● **INSTRUCTIONS FOR THE TASK**: Provide nothing but the number of lines containing the string "React".

[Stored data entries]

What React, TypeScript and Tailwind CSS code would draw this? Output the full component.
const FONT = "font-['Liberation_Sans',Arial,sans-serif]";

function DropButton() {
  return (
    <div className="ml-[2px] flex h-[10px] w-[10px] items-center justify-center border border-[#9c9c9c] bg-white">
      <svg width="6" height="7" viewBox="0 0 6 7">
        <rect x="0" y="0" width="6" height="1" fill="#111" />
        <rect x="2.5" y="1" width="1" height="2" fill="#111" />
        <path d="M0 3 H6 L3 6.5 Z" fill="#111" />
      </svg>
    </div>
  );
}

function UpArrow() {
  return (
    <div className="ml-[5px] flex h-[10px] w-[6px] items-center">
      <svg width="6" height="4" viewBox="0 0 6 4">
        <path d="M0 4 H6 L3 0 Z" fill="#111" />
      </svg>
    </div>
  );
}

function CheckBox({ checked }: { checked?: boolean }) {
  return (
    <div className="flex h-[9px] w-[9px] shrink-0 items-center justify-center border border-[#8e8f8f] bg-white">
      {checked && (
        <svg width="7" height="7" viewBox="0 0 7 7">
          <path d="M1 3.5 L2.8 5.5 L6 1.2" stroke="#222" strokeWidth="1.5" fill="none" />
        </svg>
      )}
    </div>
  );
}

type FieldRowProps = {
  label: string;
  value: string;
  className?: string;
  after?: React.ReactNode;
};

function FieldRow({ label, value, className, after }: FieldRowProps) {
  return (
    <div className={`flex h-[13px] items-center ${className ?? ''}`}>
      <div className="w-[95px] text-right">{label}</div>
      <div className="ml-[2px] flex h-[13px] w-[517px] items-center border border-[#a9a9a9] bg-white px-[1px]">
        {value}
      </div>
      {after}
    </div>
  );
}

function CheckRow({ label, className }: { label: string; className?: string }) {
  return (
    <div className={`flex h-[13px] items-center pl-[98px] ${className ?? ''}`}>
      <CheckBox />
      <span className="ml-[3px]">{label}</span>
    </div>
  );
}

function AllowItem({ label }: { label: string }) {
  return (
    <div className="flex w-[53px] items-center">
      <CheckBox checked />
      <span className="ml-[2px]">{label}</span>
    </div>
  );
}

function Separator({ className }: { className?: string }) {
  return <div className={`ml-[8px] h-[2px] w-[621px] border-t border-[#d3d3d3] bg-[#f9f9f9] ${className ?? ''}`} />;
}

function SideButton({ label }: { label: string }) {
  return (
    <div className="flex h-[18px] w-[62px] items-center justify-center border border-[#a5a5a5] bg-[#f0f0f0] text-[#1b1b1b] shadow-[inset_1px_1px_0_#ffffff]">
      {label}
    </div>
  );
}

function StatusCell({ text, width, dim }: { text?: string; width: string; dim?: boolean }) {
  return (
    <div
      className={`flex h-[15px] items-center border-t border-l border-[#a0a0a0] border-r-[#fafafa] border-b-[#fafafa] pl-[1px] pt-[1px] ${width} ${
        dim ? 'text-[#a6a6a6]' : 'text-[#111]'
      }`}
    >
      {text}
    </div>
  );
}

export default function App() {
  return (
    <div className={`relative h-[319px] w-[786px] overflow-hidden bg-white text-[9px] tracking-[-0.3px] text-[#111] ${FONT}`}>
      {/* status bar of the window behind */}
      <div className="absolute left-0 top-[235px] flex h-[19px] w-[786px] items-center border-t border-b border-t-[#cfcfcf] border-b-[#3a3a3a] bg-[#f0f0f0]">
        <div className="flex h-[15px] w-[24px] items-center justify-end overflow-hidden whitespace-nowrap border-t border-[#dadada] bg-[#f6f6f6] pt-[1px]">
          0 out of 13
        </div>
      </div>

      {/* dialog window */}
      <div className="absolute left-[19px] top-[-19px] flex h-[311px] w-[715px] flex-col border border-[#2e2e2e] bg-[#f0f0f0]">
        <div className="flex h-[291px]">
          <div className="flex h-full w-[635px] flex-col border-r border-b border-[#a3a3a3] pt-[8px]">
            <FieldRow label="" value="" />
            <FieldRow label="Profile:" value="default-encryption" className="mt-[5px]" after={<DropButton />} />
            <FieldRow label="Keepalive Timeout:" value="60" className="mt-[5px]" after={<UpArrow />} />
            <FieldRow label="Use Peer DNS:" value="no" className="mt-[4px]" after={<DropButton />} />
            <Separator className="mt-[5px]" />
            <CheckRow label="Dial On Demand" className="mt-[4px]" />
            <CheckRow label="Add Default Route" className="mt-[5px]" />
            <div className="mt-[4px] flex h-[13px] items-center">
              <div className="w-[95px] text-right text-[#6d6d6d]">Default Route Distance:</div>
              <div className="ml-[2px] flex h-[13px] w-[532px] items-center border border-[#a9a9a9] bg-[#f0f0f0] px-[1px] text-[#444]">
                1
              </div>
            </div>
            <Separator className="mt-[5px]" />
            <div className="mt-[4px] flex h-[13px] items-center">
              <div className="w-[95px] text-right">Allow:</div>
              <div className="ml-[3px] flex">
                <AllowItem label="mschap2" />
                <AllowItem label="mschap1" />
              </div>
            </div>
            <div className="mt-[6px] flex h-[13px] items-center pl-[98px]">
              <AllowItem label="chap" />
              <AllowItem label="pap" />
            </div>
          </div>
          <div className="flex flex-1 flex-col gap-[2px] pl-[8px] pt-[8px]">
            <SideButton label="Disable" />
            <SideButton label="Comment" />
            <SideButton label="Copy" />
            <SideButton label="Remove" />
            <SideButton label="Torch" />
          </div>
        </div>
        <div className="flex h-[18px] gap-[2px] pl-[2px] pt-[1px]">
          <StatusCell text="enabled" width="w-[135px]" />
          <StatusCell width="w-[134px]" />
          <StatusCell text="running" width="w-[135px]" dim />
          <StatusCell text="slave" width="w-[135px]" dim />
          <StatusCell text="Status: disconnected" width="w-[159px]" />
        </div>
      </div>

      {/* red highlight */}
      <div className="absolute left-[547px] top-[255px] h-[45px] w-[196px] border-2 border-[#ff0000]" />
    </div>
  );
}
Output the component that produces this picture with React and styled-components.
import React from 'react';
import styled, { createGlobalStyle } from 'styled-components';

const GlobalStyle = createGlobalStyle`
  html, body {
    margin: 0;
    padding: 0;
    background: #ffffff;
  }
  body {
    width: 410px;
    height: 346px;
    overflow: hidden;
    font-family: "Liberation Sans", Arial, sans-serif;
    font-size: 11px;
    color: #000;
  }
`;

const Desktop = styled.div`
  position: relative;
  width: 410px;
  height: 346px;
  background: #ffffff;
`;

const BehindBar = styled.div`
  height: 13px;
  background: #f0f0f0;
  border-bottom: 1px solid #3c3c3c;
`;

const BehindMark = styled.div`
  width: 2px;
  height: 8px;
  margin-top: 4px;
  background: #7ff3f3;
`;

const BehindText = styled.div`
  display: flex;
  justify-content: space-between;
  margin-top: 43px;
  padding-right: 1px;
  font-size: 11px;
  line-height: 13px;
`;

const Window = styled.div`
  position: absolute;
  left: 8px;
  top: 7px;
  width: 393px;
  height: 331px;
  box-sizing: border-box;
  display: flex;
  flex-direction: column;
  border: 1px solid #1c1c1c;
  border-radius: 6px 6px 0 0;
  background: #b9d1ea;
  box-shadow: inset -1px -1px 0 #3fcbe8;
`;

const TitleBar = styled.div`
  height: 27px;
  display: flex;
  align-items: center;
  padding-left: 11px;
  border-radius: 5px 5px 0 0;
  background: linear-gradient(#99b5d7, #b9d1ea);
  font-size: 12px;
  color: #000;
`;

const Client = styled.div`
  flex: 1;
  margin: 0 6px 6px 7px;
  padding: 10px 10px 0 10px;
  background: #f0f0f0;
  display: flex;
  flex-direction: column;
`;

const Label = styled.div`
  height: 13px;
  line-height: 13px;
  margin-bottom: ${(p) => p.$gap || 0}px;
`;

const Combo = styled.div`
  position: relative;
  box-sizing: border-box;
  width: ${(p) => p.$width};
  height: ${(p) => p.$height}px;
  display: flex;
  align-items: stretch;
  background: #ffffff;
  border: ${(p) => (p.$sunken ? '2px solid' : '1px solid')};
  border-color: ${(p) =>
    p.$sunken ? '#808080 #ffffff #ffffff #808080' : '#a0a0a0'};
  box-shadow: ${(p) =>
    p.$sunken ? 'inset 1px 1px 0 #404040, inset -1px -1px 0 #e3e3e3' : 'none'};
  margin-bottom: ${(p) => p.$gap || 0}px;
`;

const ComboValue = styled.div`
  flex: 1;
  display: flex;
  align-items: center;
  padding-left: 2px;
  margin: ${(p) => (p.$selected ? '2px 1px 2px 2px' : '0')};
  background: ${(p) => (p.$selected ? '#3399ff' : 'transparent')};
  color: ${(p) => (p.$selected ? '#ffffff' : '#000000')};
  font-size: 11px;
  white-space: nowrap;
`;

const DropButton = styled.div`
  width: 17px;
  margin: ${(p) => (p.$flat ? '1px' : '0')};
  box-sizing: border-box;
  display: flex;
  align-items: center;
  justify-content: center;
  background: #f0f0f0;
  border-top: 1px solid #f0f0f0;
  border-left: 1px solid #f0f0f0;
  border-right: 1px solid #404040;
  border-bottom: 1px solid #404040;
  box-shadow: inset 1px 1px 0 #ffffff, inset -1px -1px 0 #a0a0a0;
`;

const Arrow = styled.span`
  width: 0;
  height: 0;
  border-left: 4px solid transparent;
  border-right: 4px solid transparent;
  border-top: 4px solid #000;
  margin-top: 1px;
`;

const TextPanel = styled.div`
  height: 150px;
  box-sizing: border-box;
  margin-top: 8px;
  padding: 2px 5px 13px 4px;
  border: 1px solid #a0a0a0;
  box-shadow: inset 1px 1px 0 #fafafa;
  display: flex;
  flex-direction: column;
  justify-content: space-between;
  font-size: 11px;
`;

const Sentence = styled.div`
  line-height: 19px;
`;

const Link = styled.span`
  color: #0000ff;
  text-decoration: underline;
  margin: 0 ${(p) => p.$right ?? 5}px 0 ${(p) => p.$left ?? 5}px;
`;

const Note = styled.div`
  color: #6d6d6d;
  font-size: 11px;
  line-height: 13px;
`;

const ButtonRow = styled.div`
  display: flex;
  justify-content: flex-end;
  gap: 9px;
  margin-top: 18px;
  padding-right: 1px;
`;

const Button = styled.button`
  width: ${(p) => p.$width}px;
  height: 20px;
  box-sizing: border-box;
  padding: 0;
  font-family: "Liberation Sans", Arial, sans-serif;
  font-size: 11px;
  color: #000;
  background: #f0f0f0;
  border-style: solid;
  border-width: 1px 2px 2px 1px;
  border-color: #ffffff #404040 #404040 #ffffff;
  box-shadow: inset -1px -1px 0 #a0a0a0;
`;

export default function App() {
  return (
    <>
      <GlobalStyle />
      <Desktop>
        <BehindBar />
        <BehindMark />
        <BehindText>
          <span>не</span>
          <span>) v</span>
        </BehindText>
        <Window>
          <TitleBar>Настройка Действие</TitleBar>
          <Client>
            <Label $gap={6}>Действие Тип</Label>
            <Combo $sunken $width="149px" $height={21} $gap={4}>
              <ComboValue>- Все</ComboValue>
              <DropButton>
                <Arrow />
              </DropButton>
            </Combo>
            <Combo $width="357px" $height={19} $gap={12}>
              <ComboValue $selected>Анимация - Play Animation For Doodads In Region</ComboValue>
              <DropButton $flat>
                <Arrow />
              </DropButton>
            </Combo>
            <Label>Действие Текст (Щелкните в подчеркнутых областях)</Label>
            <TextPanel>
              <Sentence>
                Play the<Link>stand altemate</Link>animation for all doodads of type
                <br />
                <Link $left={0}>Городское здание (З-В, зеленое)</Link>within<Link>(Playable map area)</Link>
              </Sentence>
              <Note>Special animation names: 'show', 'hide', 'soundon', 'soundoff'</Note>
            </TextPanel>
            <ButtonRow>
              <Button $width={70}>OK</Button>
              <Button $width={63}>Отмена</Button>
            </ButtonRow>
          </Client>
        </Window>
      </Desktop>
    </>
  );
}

● **EXERCISE OUTPUT**: 4